> **Instructions for the task**
Output the entries word for word. Omit images.

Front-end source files
********************
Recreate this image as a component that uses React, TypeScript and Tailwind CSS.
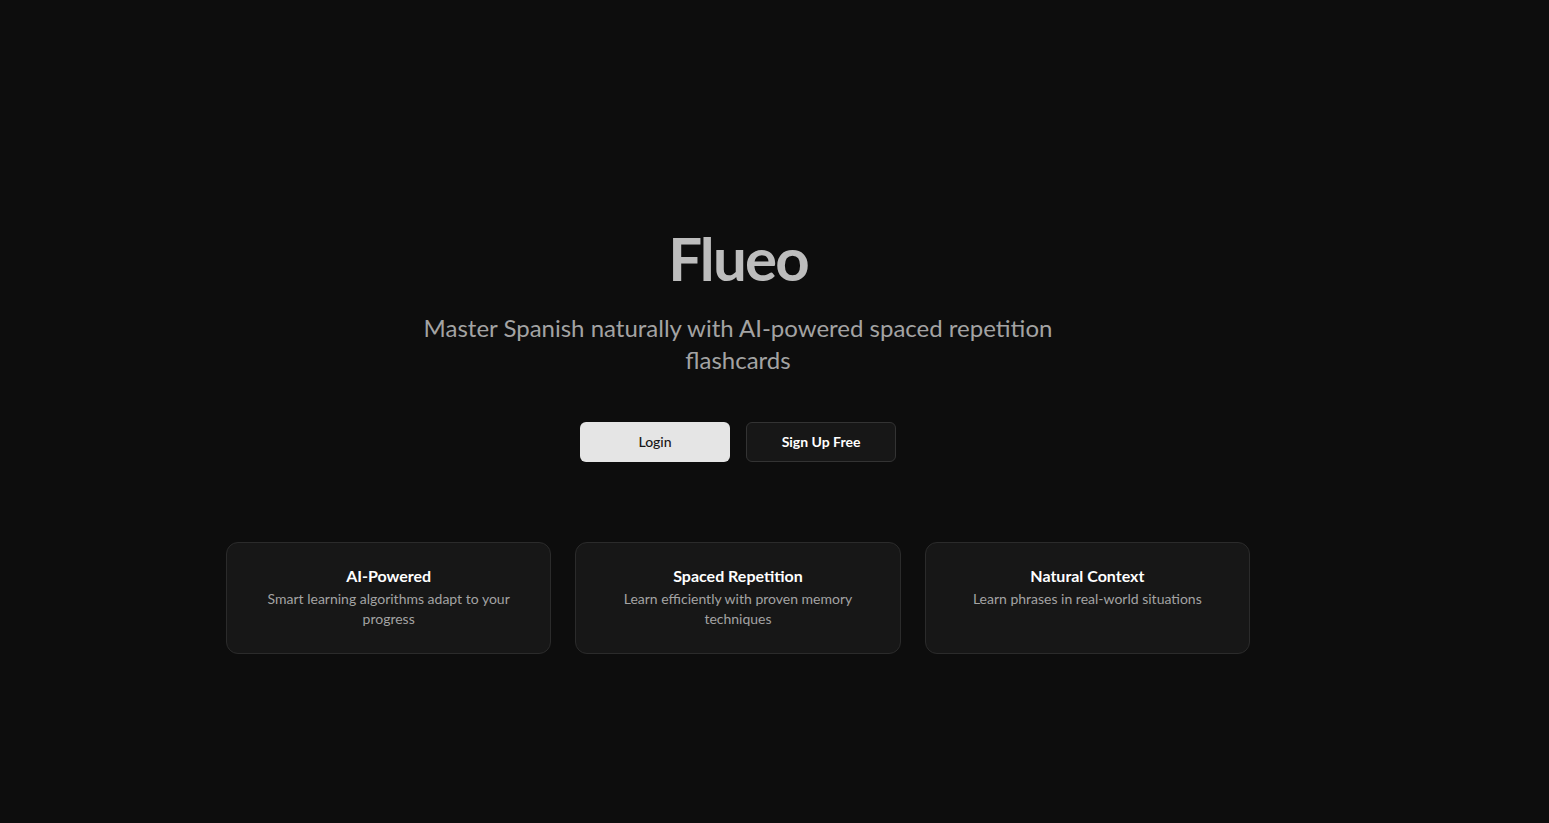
import React from "react";

const features = [
  { title: "AI-Powered", desc: "Smart learning algorithms adapt to your progress" },
  { title: "Spaced Repetition", desc: "Learn efficiently with proven memory techniques" },
  { title: "Natural Context", desc: "Learn phrases in real-world situations" },
];

export default function App() {
  return (
    <div
      className="min-h-screen w-full bg-[#0d0d0d] flex flex-col items-center pt-[228px] pl-4 pr-[89px]"
      style={{ fontFamily: '"Segoe UI", Lato, "Noto Sans", sans-serif' }}
    >
      <h1 className="text-[60px] leading-[60px] font-bold tracking-[-0.03em] text-[#bdbdbd]">Flueo</h1>
      <p className="mt-6 max-w-2xl text-center text-2xl leading-8 text-[#a3a3a3]">
        Master Spanish naturally with AI-powered spaced repetition flashcards
      </p>
      <div className="mt-[46px] flex gap-4">
        <button className="h-10 w-[150px] rounded-md bg-[#e5e5e5] text-sm font-medium text-[#171717]">
          Login
        </button>
        <button className="h-10 w-[150px] rounded-md border border-[#333333] bg-[#171717] text-sm font-bold text-white">
          Sign Up Free
        </button>
      </div>
      <div className="mt-20 grid w-full max-w-5xl grid-cols-3 gap-6">
        {features.map((f) => (
          <div
            key={f.title}
            className="rounded-xl border border-[#2b2b2b] bg-[#171717] px-6 pt-5 pb-6 text-center"
          >
            <h3 className="text-base leading-[26px] font-bold text-white">{f.title}</h3>
            <p className="text-sm leading-5 text-[#a3a3a3]">{f.desc}</p>
          </div>
        ))}
      </div>
    </div>
  );
}
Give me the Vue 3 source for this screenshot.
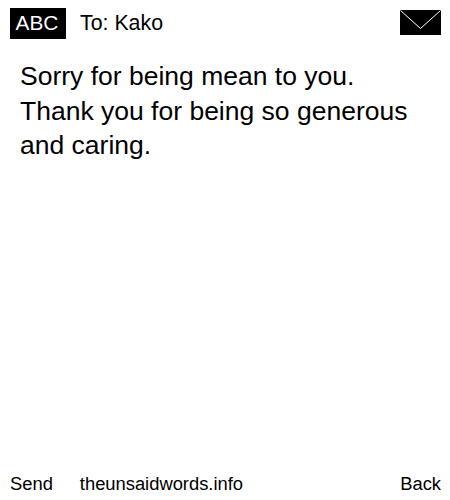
<script setup>
const lines = [
  'Sorry for being mean to you.',
  'Thank you for being so generous',
  'and caring.'
]
</script>

<template>
  <div class="phone">
    <header class="top-bar">
      <span class="mode">ABC</span>
      <span class="to">To: Kako</span>
      <svg class="envelope" width="41" height="25" viewBox="0 0 41 25">
        <rect width="41" height="25" fill="#000" />
        <path d="M0.5 0.5 L20.5 18.5 L40.5 0.5" fill="none" stroke="#fff" stroke-width="1" />
      </svg>
    </header>
    <main class="message">
      <div v-for="line in lines" :key="line">{{ line }}</div>
    </main>
    <footer class="bottom-bar">
      <span class="send">Send</span>
      <span class="site">theunsaidwords.info</span>
      <span class="back">Back</span>
    </footer>
  </div>
</template>

<style scoped>
.phone {
  width: 450px;
  height: 500px;
  display: flex;
  flex-direction: column;
  background: #fff;
  color: #000;
  font-family: "Liberation Sans", Arial, sans-serif;
}

.top-bar {
  display: flex;
  align-items: center;
  padding: 8px 9px 0 10px;
  height: 31px;
}

.mode {
  width: 56px;
  height: 31px;
  line-height: 30px;
  padding-right: 2px;
  box-sizing: border-box;
  background: #000;
  color: #fff;
  font-size: 20.8px;
  text-align: center;
}

.to {
  margin-left: 14px;
  font-size: 21.33px;
}

.envelope {
  margin-left: auto;
  margin-top: -3px;
}

.message {
  flex: 1;
  padding: 20px 20px 0;
  font-size: 26.5px;
  line-height: 34.5px;
}

.bottom-bar {
  display: flex;
  align-items: center;
  padding: 0 9px 4px 10px;
  font-size: 18.35px;
  line-height: 24px;
}

.site {
  margin-left: 27px;
}

.back {
  margin-left: auto;
}
</style>
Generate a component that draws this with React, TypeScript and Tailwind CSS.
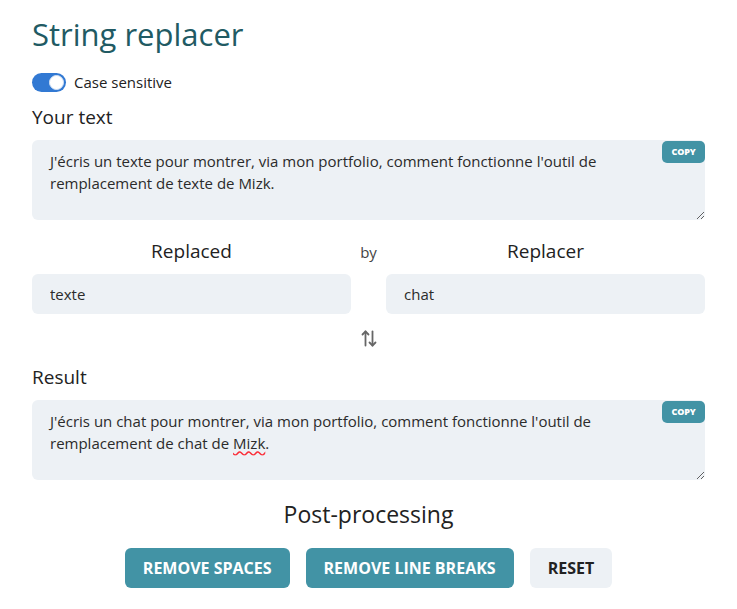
import { useState } from 'react';

const font = { fontFamily: '"Open Sans", "Noto Sans", sans-serif' };

function CopyBadge() {
  return (
    <button className="absolute right-0 top-[1px] h-[22px] w-[43px] rounded-[5px] bg-[#4293a5] text-[9px] font-extrabold tracking-tight text-white">
      COPY
    </button>
  );
}

function TextBox({ children }: { children: React.ReactNode }) {
  return (
    <div className="relative">
      <div className="h-[80px] resize-y overflow-auto rounded-md bg-[#edf1f5] py-[10px] pl-[18px] pr-[50px] text-[15px] leading-[22px] text-[#2b2b2b]">
        {children}
      </div>
      <CopyBadge />
    </div>
  );
}

export default function App() {
  const [sensitive, setSensitive] = useState(true);

  return (
    <div className="min-h-screen bg-white px-8 pt-[14px]" style={font}>
      <h1 className="text-[31px] leading-[40px] font-normal text-[#215a63]">String replacer</h1>

      <label className="mt-[18px] flex h-[20px] items-center gap-2 text-[15px] text-[#222]">
        <button
          onClick={() => setSensitive(!sensitive)}
          className={`relative h-[19px] w-[34px] rounded-full ${sensitive ? 'bg-[#3279d3]' : 'bg-gray-300'}`}
        >
          <span
            className={`absolute top-[2px] h-[15px] w-[15px] rounded-full border border-[#d5e3f5] bg-white ${sensitive ? 'right-[2px]' : 'left-[2px]'}`}
          />
        </button>
        Case sensitive
      </label>

      <div className="mt-[12px] text-[19px] leading-[26px] text-[#222]">Your text</div>
      <div className="mt-[10px]">
        <TextBox>J'écris un texte pour montrer, via mon portfolio, comment fonctionne l'outil de remplacement de texte de Mizk.</TextBox>
      </div>

      <div className="mt-[18px] grid grid-cols-[1fr_35px_1fr] items-center">
        <div className="text-center text-[19px] leading-[26px] text-[#222]">Replaced</div>
        <div className="pt-[3px] text-center text-[15px] text-[#444]">by</div>
        <div className="text-center text-[19px] leading-[26px] text-[#222]">Replacer</div>
      </div>
      <div className="mt-[10px] grid grid-cols-[1fr_35px_1fr]">
        <input
          readOnly
          value="texte"
          className="h-[40px] rounded-md bg-[#edf1f5] px-[18px] text-[15px] text-[#2b2b2b] outline-none"
        />
        <div />
        <input
          readOnly
          value="chat"
          className="h-[40px] rounded-md bg-[#edf1f5] px-[18px] text-[15px] text-[#2b2b2b] outline-none"
        />
      </div>

      <div className="mt-[16px] flex justify-center">
        <svg width="16" height="17" viewBox="0 0 16 17" fill="none" stroke="#666" strokeWidth="1.8" strokeLinecap="round" strokeLinejoin="round">
          <path d="M4.5 1.5v14" />
          <path d="M1.5 4.5l3-3 3 3" />
          <path d="M11.5 1.5v14" />
          <path d="M8.5 12.5l3 3 3-3" />
        </svg>
      </div>

      <div className="mt-[17px] text-[19px] leading-[26px] text-[#222]">Result</div>
      <div className="mt-[10px]">
        <TextBox>
          J'écris un chat pour montrer, via mon portfolio, comment fonctionne l'outil de remplacement de chat de{' '}
          <span className="underline decoration-wavy decoration-red-500">Mizk</span>.
        </TextBox>
      </div>

      <div className="mt-[19px] text-center text-[23px] leading-[30px] text-[#222]">Post-processing</div>
      <div className="mt-[19px] flex justify-center gap-4">
        <button className="h-[40px] rounded-md bg-[#4293a5] px-[18px] text-[16px] font-bold text-white">REMOVE SPACES</button>
        <button className="h-[40px] rounded-md bg-[#4293a5] px-[18px] text-[16px] font-bold text-white">REMOVE LINE BREAKS</button>
        <button className="h-[40px] rounded-md bg-[#edf1f5] px-[18px] text-[16px] font-bold text-[#222]">RESET</button>
      </div>
    </div>
  );
}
********************
> **Answer to this exercise**
Recreate this image as a component that uses React, TypeScript and Tailwind CSS.
import React from "react";

const features = [
  { title: "AI-Powered", desc: "Smart learning algorithms adapt to your progress" },
  { title: "Spaced Repetition", desc: "Learn efficiently with proven memory techniques" },
  { title: "Natural Context", desc: "Learn phrases in real-world situations" },
];

export default function App() {
  return (
    <div
      className="min-h-screen w-full bg-[#0d0d0d] flex flex-col items-center pt-[228px] pl-4 pr-[89px]"
      style={{ fontFamily: '"Segoe UI", Lato, "Noto Sans", sans-serif' }}
    >
      <h1 className="text-[60px] leading-[60px] font-bold tracking-[-0.03em] text-[#bdbdbd]">Flueo</h1>
      <p className="mt-6 max-w-2xl text-center text-2xl leading-8 text-[#a3a3a3]">
        Master Spanish naturally with AI-powered spaced repetition flashcards
      </p>
      <div className="mt-[46px] flex gap-4">
        <button className="h-10 w-[150px] rounded-md bg-[#e5e5e5] text-sm font-medium text-[#171717]">
          Login
        </button>
        <button className="h-10 w-[150px] rounded-md border border-[#333333] bg-[#171717] text-sm font-bold text-white">
          Sign Up Free
        </button>
      </div>
      <div className="mt-20 grid w-full max-w-5xl grid-cols-3 gap-6">
        {features.map((f) => (
          <div
            key={f.title}
            className="rounded-xl border border-[#2b2b2b] bg-[#171717] px-6 pt-5 pb-6 text-center"
          >
            <h3 className="text-base leading-[26px] font-bold text-white">{f.title}</h3>
            <p className="text-sm leading-5 text-[#a3a3a3]">{f.desc}</p>
          </div>
        ))}
      </div>
    </div>
  );
}
Give me the Vue 3 source for this screenshot.
<script setup>
const lines = [
  'Sorry for being mean to you.',
  'Thank you for being so generous',
  'and caring.'
]
</script>

<template>
  <div class="phone">
    <header class="top-bar">
      <span class="mode">ABC</span>
      <span class="to">To: Kako</span>
      <svg class="envelope" width="41" height="25" viewBox="0 0 41 25">
        <rect width="41" height="25" fill="#000" />
        <path d="M0.5 0.5 L20.5 18.5 L40.5 0.5" fill="none" stroke="#fff" stroke-width="1" />
      </svg>
    </header>
    <main class="message">
      <div v-for="line in lines" :key="line">{{ line }}</div>
    </main>
    <footer class="bottom-bar">
      <span class="send">Send</span>
      <span class="site">theunsaidwords.info</span>
      <span class="back">Back</span>
    </footer>
  </div>
</template>

<style scoped>
.phone {
  width: 450px;
  height: 500px;
  display: flex;
  flex-direction: column;
  background: #fff;
  color: #000;
  font-family: "Liberation Sans", Arial, sans-serif;
}

.top-bar {
  display: flex;
  align-items: center;
  padding: 8px 9px 0 10px;
  height: 31px;
}

.mode {
  width: 56px;
  height: 31px;
  line-height: 30px;
  padding-right: 2px;
  box-sizing: border-box;
  background: #000;
  color: #fff;
  font-size: 20.8px;
  text-align: center;
}

.to {
  margin-left: 14px;
  font-size: 21.33px;
}

.envelope {
  margin-left: auto;
  margin-top: -3px;
}

.message {
  flex: 1;
  padding: 20px 20px 0;
  font-size: 26.5px;
  line-height: 34.5px;
}

.bottom-bar {
  display: flex;
  align-items: center;
  padding: 0 9px 4px 10px;
  font-size: 18.35px;
  line-height: 24px;
}

.site {
  margin-left: 27px;
}

.back {
  margin-left: auto;
}
</style>
Generate a component that draws this with React, TypeScript and Tailwind CSS.
import { useState } from 'react';

const font = { fontFamily: '"Open Sans", "Noto Sans", sans-serif' };

function CopyBadge() {
  return (
    <button className="absolute right-0 top-[1px] h-[22px] w-[43px] rounded-[5px] bg-[#4293a5] text-[9px] font-extrabold tracking-tight text-white">
      COPY
    </button>
  );
}

function TextBox({ children }: { children: React.ReactNode }) {
  return (
    <div className="relative">
      <div className="h-[80px] resize-y overflow-auto rounded-md bg-[#edf1f5] py-[10px] pl-[18px] pr-[50px] text-[15px] leading-[22px] text-[#2b2b2b]">
        {children}
      </div>
      <CopyBadge />
    </div>
  );
}

export default function App() {
  const [sensitive, setSensitive] = useState(true);

  return (
    <div className="min-h-screen bg-white px-8 pt-[14px]" style={font}>
      <h1 className="text-[31px] leading-[40px] font-normal text-[#215a63]">String replacer</h1>

      <label className="mt-[18px] flex h-[20px] items-center gap-2 text-[15px] text-[#222]">
        <button
          onClick={() => setSensitive(!sensitive)}
          className={`relative h-[19px] w-[34px] rounded-full ${sensitive ? 'bg-[#3279d3]' : 'bg-gray-300'}`}
        >
          <span
            className={`absolute top-[2px] h-[15px] w-[15px] rounded-full border border-[#d5e3f5] bg-white ${sensitive ? 'right-[2px]' : 'left-[2px]'}`}
          />
        </button>
        Case sensitive
      </label>

      <div className="mt-[12px] text-[19px] leading-[26px] text-[#222]">Your text</div>
      <div className="mt-[10px]">
        <TextBox>J'écris un texte pour montrer, via mon portfolio, comment fonctionne l'outil de remplacement de texte de Mizk.</TextBox>
      </div>

      <div className="mt-[18px] grid grid-cols-[1fr_35px_1fr] items-center">
        <div className="text-center text-[19px] leading-[26px] text-[#222]">Replaced</div>
        <div className="pt-[3px] text-center text-[15px] text-[#444]">by</div>
        <div className="text-center text-[19px] leading-[26px] text-[#222]">Replacer</div>
      </div>
      <div className="mt-[10px] grid grid-cols-[1fr_35px_1fr]">
        <input
          readOnly
          value="texte"
          className="h-[40px] rounded-md bg-[#edf1f5] px-[18px] text-[15px] text-[#2b2b2b] outline-none"
        />
        <div />
        <input
          readOnly
          value="chat"
          className="h-[40px] rounded-md bg-[#edf1f5] px-[18px] text-[15px] text-[#2b2b2b] outline-none"
        />
      </div>

      <div className="mt-[16px] flex justify-center">
        <svg width="16" height="17" viewBox="0 0 16 17" fill="none" stroke="#666" strokeWidth="1.8" strokeLinecap="round" strokeLinejoin="round">
          <path d="M4.5 1.5v14" />
          <path d="M1.5 4.5l3-3 3 3" />
          <path d="M11.5 1.5v14" />
          <path d="M8.5 12.5l3 3 3-3" />
        </svg>
      </div>

      <div className="mt-[17px] text-[19px] leading-[26px] text-[#222]">Result</div>
      <div className="mt-[10px]">
        <TextBox>
          J'écris un chat pour montrer, via mon portfolio, comment fonctionne l'outil de remplacement de chat de{' '}
          <span className="underline decoration-wavy decoration-red-500">Mizk</span>.
        </TextBox>
      </div>

      <div className="mt-[19px] text-center text-[23px] leading-[30px] text-[#222]">Post-processing</div>
      <div className="mt-[19px] flex justify-center gap-4">
        <button className="h-[40px] rounded-md bg-[#4293a5] px-[18px] text-[16px] font-bold text-white">REMOVE SPACES</button>
        <button className="h-[40px] rounded-md bg-[#4293a5] px-[18px] text-[16px] font-bold text-white">REMOVE LINE BREAKS</button>
        <button className="h-[40px] rounded-md bg-[#edf1f5] px-[18px] text-[16px] font-bold text-[#222]">RESET</button>
      </div>
    </div>
  );
}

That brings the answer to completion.